I just finished going over the JP Morgan earnings release and listening to the conference call. Here's a summary of what stood out to me:
- The company reported EPS this quarter of $0.68 versus expectations of $0.64. This is down from $1.34 for the same quarter last year. That's a 49% decline. Furthermore, $0.27 of this quarter's earnings came from a one-time gain from the sale of Visa shares in its IPO, so operating EPS was more like $0.41.
- This next part is a little tricky. According to fair-market accounting rules, firms get to report a gain when the debt that they've issued weakens. According to a recent Barrons article, "Here's how the accounting works: When a company's credit weakens and the yield on its debt rises relative to risk-free Treasuries, the debt becomes worth less to the holder. The financial company, which is the debt issuer, then takes a gain, because theoretically it could buy back its debt below face value." This quarter, JPM recorded a $949 million benefit from this accounting treatment in its investment banking treatment. Management stated that there was an offsetting amount in several other business lines to the tune of "several hundred million dollars." No one followed up on this during the call, so we don't know the exact figure, but let's assume that the company's net benefit from this was $500 million. That works out to about $0.10 of EPS.
- Any financial company has a bit of latitude in massaging its earnings due to their control over the amount of money they set aside for loan losses. This is as much an art as a science. Overall, JPM added $2.5 billion to its credit reserves which isn't terribly surprising. When you look a little closer at the pieces, however, there are a couple surprises.
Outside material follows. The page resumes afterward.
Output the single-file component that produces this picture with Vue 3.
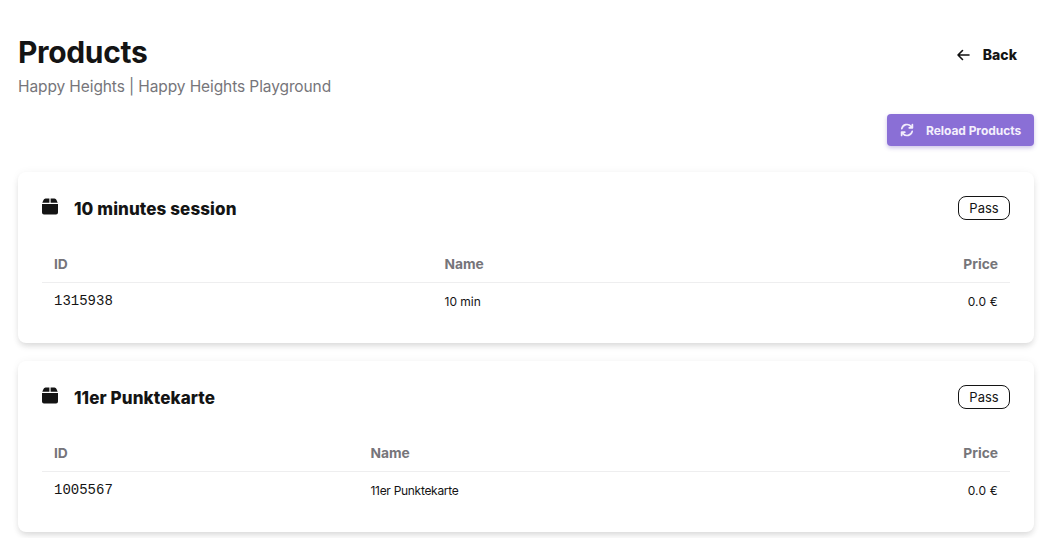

- The Card Services division actually had a lower provision for losses (by $112 million) this quarter than last quarter even though net charge-offs increased from 3.89% to 4.37% and the 30-day managed delinquency rate was 3.66% vs 3.48% last quarter. Given the stress on the consumer in the current economic environment and the fact that the company's loss experience is deteriorating, I would think the loss provision should be increasing. The managed portfolio did shrink by 4% over this period, but the reserving here could have been much more conservative.
- The allowance for loan losses in the Commercial Bank segment was essentially flat with last quarter at $101 million even though nonperforming loans increased by $300 million. The net charge-off rate rose sharply from .21% last quarter to .48% this quarter.
- Every $100 million in loss provision works out to about a $0.02 swing in EPS.
- The Commercial business is growing nicely. This could be a bit concerning given the deterioration in the economy. The company stated that they're not doing much real-estate related business, and they specifically mentioned government and non-profit business as areas of recent focus. The charge-offs in this division have started rising, so this needs to be watched closely. The company claims this recent increase is just a normalization from very low levels of losses. We'll see.
- Their page on Prime Mortgages was very disconcerting. The 30-day delinquencies have been moving up strongly from just under 1.00% last June to over 3.00% this quarter. The company has obviously been tightening underwriting standards, but this is troubling.
- The Bear Stearns acquisition remains a big question mark. It's expected to close June 30, 2008. Time will tell whether this turns out to be a terrific buy or an albatross.
I expect this stock to move with the financials which will continue to be subject to violent swings in sentiment. We seem to alternate between "The worst is behind us. It's time to buy!" and "Run for cover! Here comes another wave of write-downs!" At some point, the financial sector in general will again be a buy, but for the time being I'm comfortable opportunistically adding to my net short position.